La agricultura de riego no solo transforma los campos, sino también las sociedades rurales que dependen de ellos. En muchas regiones en desarrollo, la introducción del riego ha duplicado la productividad agrícola y generado empleo estable, reduciendo la migración y la pobreza rural. No obstante, la distribución desigual del acceso al agua puede reproducir brechas sociales: los agricultores con mayores recursos suelen beneficiarse de la tecnología más eficiente, mientras los pequeños productores enfrentan costos elevados de instalación y mantenimiento. Las políticas públicas de gestión del agua deben, por tanto, integrar criterios de equidad, priorizando la sostenibilidad social tanto como la técnica.

El cambio climático agrega una nueva dimensión al debate. El aumento de las temperaturas y la irregularidad de las precipitaciones incrementan la demanda de riego al mismo tiempo que reducen la disponibilidad de agua dulce. Esta paradoja sitúa al riego en el centro de la adaptación climática.

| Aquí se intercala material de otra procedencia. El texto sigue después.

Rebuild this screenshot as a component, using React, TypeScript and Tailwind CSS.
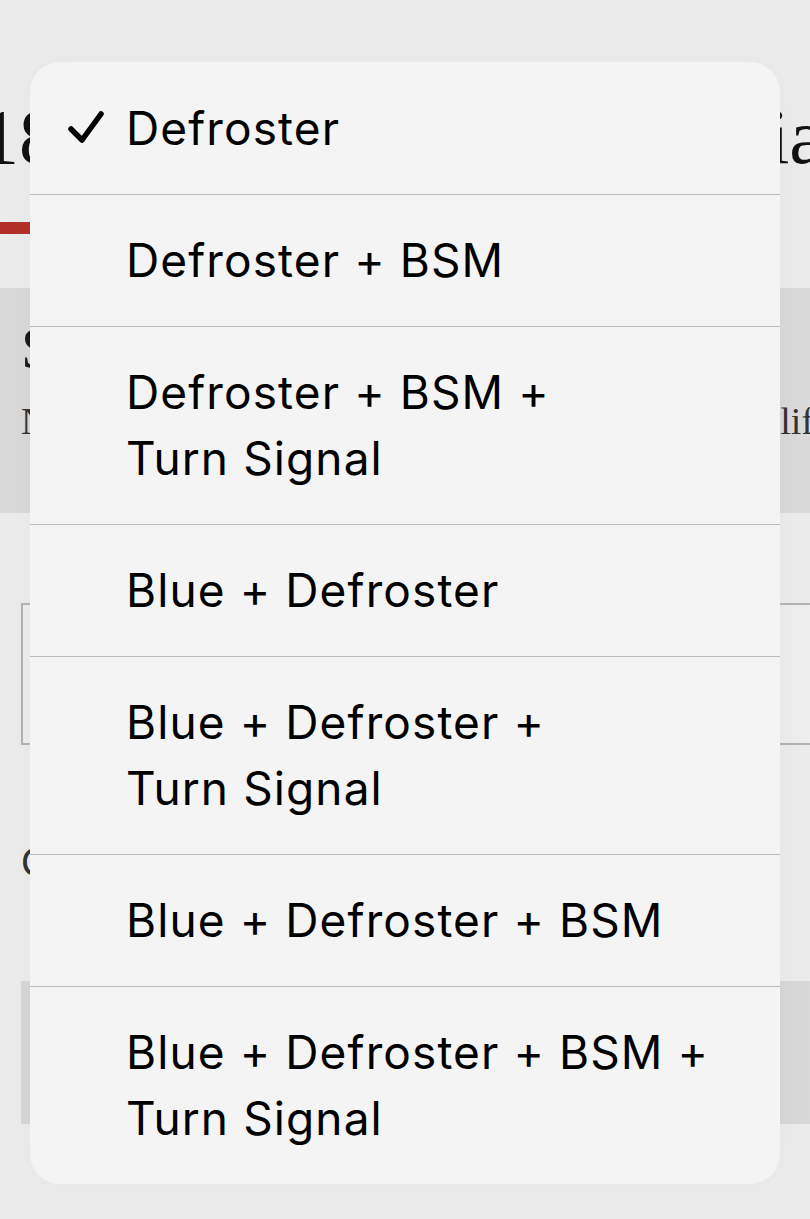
import React from "react";

type Item = { lines: string[]; checked?: boolean };

const items: Item[] = [
  { lines: ["Defroster"], checked: true },
  { lines: ["Defroster + BSM"] },
  { lines: ["Defroster + BSM +", "Turn Signal"] },
  { lines: ["Blue + Defroster"] },
  { lines: ["Blue + Defroster +", "Turn Signal"] },
  { lines: ["Blue + Defroster + BSM"] },
  { lines: ["Blue + Defroster + BSM +", "Turn Signal"] },
];

function Check() {
  return (
    <svg width="40" height="38" viewBox="0 0 40 38" fill="none">
      <path
        d="M5 20 L16 31 L35 5"
        stroke="#000"
        strokeWidth="5.5"
        strokeLinecap="round"
        strokeLinejoin="round"
      />
    </svg>
  );
}

export default function App() {
  return (
    <div className="relative h-[1219px] w-[810px] overflow-hidden bg-[#ececec]">
      {/* Background page */}
      <div className="flex flex-col">
        <div
          className="mt-[98px] flex justify-between whitespace-nowrap text-[78px] leading-[78px] text-[#111]"
          style={{ fontFamily: '"Liberation Serif", serif' }}
        >
          <span className="-ml-[20px]">18</span>
          <span className="-mr-[14px]">ia</span>
        </div>
        <div className="mt-[46px] h-[12px] w-[220px] bg-[#b3302a]" />
        <div
          className="mt-[54px] flex h-[225px] flex-col bg-[#dadada] pl-[21px] pt-[30px]"
          style={{ fontFamily: '"Liberation Serif", serif' }}
        >
          <div className="whitespace-nowrap text-[60px] leading-[60px] text-[#1a1a1a]">
            Se
          </div>
          <div className="mt-[24px] flex justify-between whitespace-nowrap text-[38px] leading-[38px] text-[#333]">
            <span>No</span>
            <span className="-mr-[4px]">lif</span>
          </div>
        </div>
        <div className="ml-[21px] mt-[90px] h-[142px] w-[820px] border-2 border-[#b4b4b4] bg-[#eeeeee]" />
        <div
          className="ml-[21px] mt-[97px] whitespace-nowrap text-[40px] leading-[40px] text-[#333]"
          style={{ fontFamily: '"Liberation Sans", sans-serif' }}
        >
          Co
        </div>
        <div className="ml-[21px] mt-[99px] h-[143px] w-[820px] bg-[#d8d8d8]" />
      </div>

      {/* Dropdown menu overlay */}
      <div
        className="absolute left-[30px] top-[62px] w-[750px] overflow-hidden rounded-[30px] bg-[#f4f4f4] shadow-[0_0_40px_rgba(0,0,0,0.04)]"
        style={{ fontFamily: 'Inter, "Noto Sans", sans-serif' }}
      >
        {items.map((it, i) => (
          <div
            key={i}
            className={
              i === 0
                ? "flex items-center pb-[33px] pt-[33px]"
                : "flex items-center border-t border-[#bcbcbc] pb-[33px] pt-[32px]"
            }
          >
            <div className="flex w-[96px] shrink-0 items-center justify-start pl-[36px]">
              {it.checked ? <Check /> : null}
            </div>
            <div className="text-[46px] font-[420] leading-[66px] tracking-[0.024em] text-black">
              {it.lines.map((l, j) => (
                <div key={j} className="whitespace-nowrap">
                  {l}
                </div>
              ))}
            </div>
          </div>
        ))}
      </div>
    </div>
  );
}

Desarrollar sistemas capaces de aprovechar fuentes no convencionales —como la desalinización, la recolección de agua de lluvia o la recarga artificial de acuíferos— será crucial para mantener la producción agrícola en un mundo más seco e impredecible. La innovación tecnológica deberá acompañarse de una gobernanza hídrica sólida, que asegure la gestión cooperativa de los recursos compartidos y evite conflictos entre sectores y regiones.

La verdadera importancia de la agricultura de riego reside, por tanto, en su condición dual: es simultáneamente una herramienta de supervivencia y un desafío de sostenibilidad. Permite estabilizar la producción de alimentos y enfrentar la escasez hídrica, pero exige un conocimiento profundo de los límites ecológicos del agua. En su forma más avanzada, el riego ya no consiste solo en transportar agua hacia las plantas, sino en sincronizar procesos biológicos, físicos y tecnológicos para mantener el equilibrio entre producción y conservación. La gestión del agua se convierte así en un acto de precisión científica y responsabilidad ética, donde cada gota aplicada representa tanto una oportunidad como un compromiso con el futuro de la agricultura y del planeta.